ソフタッチは発色がマイルドなので奇抜になりすぎる心配は少ないですが、逆に言えばビビッドなカラー表現には不向きです。
お客様の希望が「思い切り明るく」や「原色に近い発色」である場合はソフタッチ以外のラインやブリーチ回数も検討します。
一方で「派手すぎず透明感が欲しい」「ツヤ重視で上品にしたい」といったニーズにはソフタッチがマッチします。
例えば…「あまり明るすぎないけど透明感のあるカラーにしたい」というお客様には、ソフタッチのパールブラウン系はいかがでしょうか。
「お肌になじむ柔らかなアッシュブラウンですし、ソフタッチならダメージも少なくツヤもしっかり出ますよ。」といった具合に、メリットを伝えつつ具体的な色を提案すると安心感につながります。
このように、お客様のイメージと似合う色味をすり合わせながらソフタッチのカラーチャートから最適な一色を選び出しましょう。
ソフタッチカラーの使用感・仕上がりの特徴

実際にソフタッチを使用する際の塗布感や仕上がりについて、プロ目線で押さえておきたいポイントを解説します。
薬剤の質感
まず、薬剤はクリーミーで伸びが良く塗布しやすい質感です。
「低アルカリで薬剤がやわらかく塗りやすい」との声もあり、毛先までスムーズにコーミングできるため初心者でも扱いやすいでしょう。
混合比は1剤:2剤(オキシ)=1:2が基本で、通常のカラー剤よりも2剤を多く混ぜる設計です。
そのため染料濃度が薄まり、髪内部で必要以上に濃く発色しません。
このおかげで「ブリーチ毛に通常のカラーを乗せると色が濃く入りすぎるが、ソフタッチなら失敗が少ない」と言われており、狙った色味のコントロールがしやすいメリットがあります。
発色
発色に関しては、低アルカリでありながらもしっかり髪の内部まで染料が浸透するためムラなく染まります。

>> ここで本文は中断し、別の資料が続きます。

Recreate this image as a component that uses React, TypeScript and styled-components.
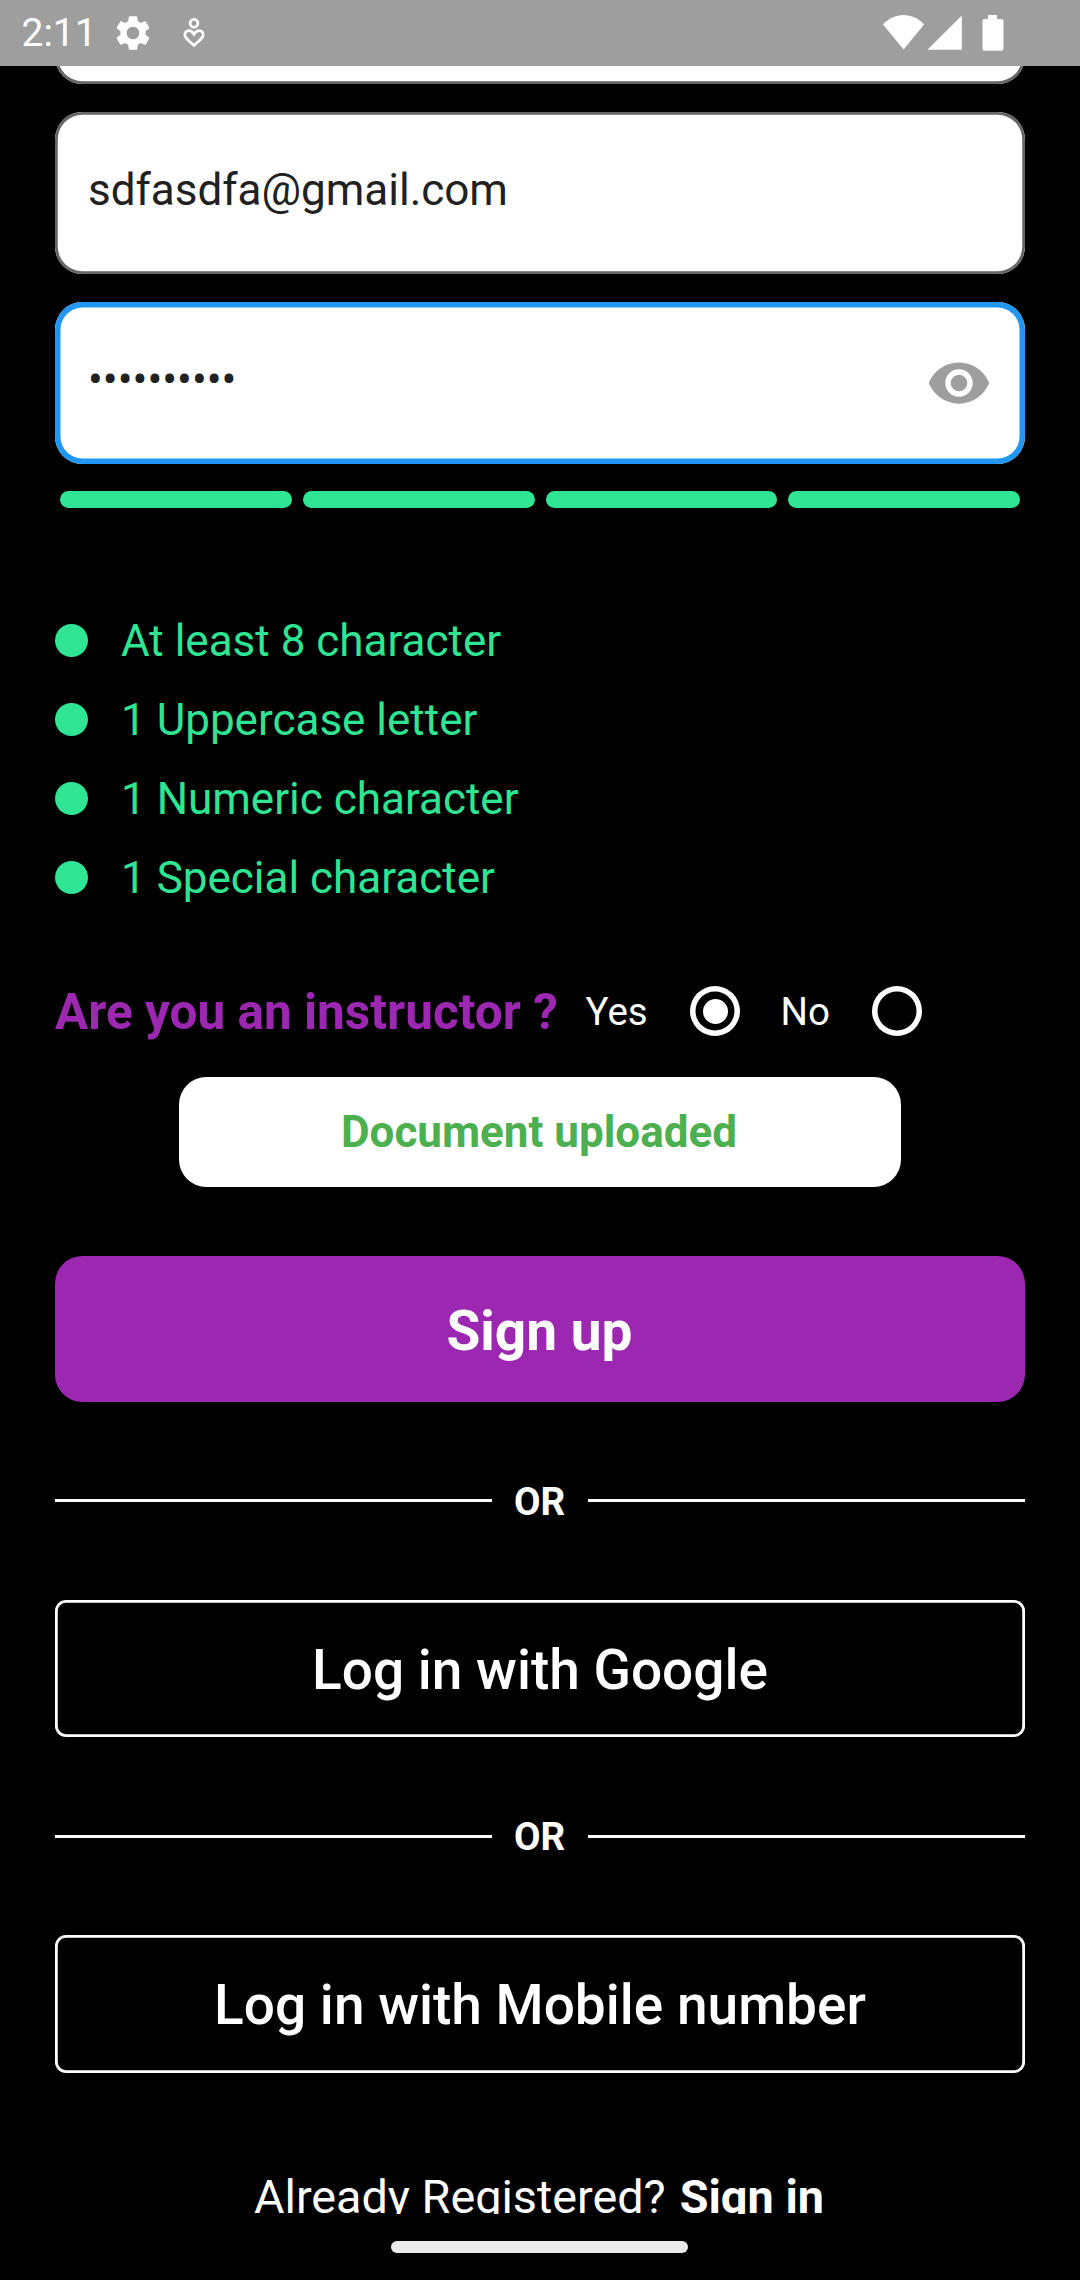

色の入り方は穏やかで柔らかく、たとえば濃厚な暗髪よりも淡く透明感のある色味を得意とします。
その一方で白髪への染着もきちんとあり、実際に「ソフタッチを白髪染め用途で使っている」という美容師もいます。
真っ黒に染め上げるような高い覆い率は持ちませんが、明るめの白髪ぼかしやファッションとグレイの両立には便利です。
色持ち
色持ちについても、髪への定着が安定しているため良好です。
染めた直後の色味が過剰に抜けることなく、緩やかにフェードしていきます。
もちろんハイトーンの淡いカラーはシャンプーを重ねるごとに徐々に薄まりますが、その過程も比較的きれいで黄ばみにくい傾向です。
長くカラーの美しさを維持するには、カラーシャンプーの活用やホームケアのアドバイスも併せて行うと良いでしょう。
仕上がりの質感
仕上がりの質感は、ソフタッチ最大の長所とも言えます。
先述の通り配合されたトリートメント成分(ウエラ独自のX-メンブラン技術)がカラーリング中に髪を保護し、タンパク質や水分を補給してくれます。
その結果、カラー後の髪はパサつきが抑えられ、ツヤのあるなめらかな手触りになります。
実際に使用した美容師からも「ダメージ感が少なく、仕上がりの質感が良い」と高く評価されています。
ブリーチを併用したハイトーンカラーではどうしても髪のごわつきが問題になりますが、ソフタッチでオンカラーすることで指通りの良さを保ちながら色味をプラスできる点は大きな魅力です。
まとめ

以上のように、ソフタッチヘアカラーは美容師にとって頼もしいカラー剤です。
お客様の髪をいたわりつつ、トレンドの色味から定番カラーまで自在に表現できるため、サロンワークで重宝すること間違いありません。
低ダメージ・高品質な仕上がりを両立できるソフタッチのカラーチャートを味方につけて、ぜひワンランク上のカラー提案に役立ててみてください。